## BEGIN Input for this task

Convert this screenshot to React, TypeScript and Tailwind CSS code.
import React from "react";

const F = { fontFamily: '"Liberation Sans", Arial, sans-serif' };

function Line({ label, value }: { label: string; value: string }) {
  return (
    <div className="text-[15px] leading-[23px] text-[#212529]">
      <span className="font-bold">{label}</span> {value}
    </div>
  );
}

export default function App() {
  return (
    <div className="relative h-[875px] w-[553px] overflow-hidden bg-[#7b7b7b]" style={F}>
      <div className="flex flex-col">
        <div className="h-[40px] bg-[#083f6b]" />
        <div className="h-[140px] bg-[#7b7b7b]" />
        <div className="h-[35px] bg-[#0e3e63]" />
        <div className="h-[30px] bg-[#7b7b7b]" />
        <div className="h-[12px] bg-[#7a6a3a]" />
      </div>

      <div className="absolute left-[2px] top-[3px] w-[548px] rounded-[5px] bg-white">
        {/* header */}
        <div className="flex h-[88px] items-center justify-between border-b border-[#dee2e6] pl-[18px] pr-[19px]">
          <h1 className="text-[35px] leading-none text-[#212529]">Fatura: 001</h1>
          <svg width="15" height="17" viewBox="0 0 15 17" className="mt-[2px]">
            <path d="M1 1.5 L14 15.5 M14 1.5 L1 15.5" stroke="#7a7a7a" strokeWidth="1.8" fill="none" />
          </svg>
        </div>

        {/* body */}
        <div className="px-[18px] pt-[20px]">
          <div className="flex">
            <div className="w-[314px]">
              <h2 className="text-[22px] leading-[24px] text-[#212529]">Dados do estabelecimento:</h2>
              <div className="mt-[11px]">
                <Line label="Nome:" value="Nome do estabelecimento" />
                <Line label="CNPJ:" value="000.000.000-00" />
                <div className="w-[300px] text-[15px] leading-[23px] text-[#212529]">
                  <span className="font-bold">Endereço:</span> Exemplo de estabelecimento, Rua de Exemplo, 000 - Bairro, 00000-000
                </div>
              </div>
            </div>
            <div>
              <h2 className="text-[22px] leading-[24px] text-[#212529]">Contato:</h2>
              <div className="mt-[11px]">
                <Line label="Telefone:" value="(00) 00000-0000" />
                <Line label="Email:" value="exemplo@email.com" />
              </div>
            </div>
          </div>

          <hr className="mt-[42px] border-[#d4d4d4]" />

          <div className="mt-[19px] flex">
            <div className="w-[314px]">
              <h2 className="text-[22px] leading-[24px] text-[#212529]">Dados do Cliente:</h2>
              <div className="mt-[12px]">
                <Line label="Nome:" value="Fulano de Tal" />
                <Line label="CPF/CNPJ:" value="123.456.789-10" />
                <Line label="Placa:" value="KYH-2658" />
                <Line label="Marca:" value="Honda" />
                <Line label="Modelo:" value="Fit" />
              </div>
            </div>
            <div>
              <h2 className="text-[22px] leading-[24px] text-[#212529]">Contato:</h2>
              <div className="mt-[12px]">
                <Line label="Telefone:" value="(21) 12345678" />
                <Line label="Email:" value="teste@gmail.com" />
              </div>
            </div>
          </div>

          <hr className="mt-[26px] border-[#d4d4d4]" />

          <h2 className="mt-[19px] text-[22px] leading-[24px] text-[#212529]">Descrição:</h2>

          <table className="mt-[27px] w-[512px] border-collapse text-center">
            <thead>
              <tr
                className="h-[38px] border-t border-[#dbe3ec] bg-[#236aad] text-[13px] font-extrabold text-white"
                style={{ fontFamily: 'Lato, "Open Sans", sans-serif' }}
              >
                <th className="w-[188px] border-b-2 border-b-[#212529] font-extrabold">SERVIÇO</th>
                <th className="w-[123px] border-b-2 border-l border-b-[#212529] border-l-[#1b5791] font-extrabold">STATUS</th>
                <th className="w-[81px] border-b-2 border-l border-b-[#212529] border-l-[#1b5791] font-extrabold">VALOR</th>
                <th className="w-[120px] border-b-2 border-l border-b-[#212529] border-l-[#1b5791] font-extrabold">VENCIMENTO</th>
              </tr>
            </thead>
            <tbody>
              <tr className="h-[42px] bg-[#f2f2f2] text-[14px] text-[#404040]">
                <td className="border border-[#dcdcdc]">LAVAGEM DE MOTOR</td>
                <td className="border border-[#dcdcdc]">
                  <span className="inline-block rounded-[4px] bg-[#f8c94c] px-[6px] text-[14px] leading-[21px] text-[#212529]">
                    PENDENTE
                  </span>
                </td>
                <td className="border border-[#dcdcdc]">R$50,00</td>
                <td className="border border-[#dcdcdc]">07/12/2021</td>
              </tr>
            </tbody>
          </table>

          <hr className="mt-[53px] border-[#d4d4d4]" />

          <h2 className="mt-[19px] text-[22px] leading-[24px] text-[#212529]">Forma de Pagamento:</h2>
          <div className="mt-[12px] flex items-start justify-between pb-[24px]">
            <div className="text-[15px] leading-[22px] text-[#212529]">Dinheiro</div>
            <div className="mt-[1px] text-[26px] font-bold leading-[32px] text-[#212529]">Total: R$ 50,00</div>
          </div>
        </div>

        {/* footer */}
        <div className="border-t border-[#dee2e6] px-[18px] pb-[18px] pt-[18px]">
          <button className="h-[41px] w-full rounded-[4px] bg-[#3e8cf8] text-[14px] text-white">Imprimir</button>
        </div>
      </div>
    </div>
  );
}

## END Input for this task
## BEGIN Input for this task

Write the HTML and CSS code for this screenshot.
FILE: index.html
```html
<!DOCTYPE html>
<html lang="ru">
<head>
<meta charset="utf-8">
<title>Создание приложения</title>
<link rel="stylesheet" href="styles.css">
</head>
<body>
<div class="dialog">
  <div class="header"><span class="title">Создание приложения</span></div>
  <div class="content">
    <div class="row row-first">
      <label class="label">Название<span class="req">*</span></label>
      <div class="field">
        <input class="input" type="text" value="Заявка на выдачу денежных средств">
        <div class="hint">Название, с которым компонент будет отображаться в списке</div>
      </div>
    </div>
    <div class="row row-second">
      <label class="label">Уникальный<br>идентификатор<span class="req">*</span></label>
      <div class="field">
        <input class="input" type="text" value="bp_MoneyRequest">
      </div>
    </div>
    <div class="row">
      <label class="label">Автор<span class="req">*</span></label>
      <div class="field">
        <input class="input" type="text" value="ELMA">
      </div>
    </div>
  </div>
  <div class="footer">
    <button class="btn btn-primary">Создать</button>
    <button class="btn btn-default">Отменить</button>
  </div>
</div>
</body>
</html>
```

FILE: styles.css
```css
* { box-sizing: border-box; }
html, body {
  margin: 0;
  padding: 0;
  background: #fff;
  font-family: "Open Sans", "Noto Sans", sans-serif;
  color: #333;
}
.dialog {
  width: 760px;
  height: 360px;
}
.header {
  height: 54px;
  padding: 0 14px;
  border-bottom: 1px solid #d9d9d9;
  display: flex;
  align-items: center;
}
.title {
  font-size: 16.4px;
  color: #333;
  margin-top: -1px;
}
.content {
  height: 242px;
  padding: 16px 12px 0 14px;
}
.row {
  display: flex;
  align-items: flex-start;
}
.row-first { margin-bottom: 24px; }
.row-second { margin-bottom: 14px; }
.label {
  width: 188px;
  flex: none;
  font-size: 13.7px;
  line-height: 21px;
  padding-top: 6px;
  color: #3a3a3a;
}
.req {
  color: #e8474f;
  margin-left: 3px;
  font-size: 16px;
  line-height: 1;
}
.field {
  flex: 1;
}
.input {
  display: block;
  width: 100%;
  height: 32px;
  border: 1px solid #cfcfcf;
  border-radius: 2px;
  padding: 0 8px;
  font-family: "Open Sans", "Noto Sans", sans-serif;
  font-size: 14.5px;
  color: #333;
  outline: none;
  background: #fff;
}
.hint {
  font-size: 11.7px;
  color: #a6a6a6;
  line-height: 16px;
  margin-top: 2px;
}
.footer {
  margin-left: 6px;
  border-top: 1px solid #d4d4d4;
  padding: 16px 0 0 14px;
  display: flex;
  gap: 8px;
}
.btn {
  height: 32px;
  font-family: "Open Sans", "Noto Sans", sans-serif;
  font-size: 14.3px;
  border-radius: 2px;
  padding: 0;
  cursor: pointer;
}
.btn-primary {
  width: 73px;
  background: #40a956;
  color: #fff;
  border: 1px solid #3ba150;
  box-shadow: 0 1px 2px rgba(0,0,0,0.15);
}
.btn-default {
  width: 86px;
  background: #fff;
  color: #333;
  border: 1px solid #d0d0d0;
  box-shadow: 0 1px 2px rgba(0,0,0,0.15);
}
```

## END Input for this task

**Task to complete**
How many lines in the data contain the string "code"? Respond with the number only.

**Task answer**
2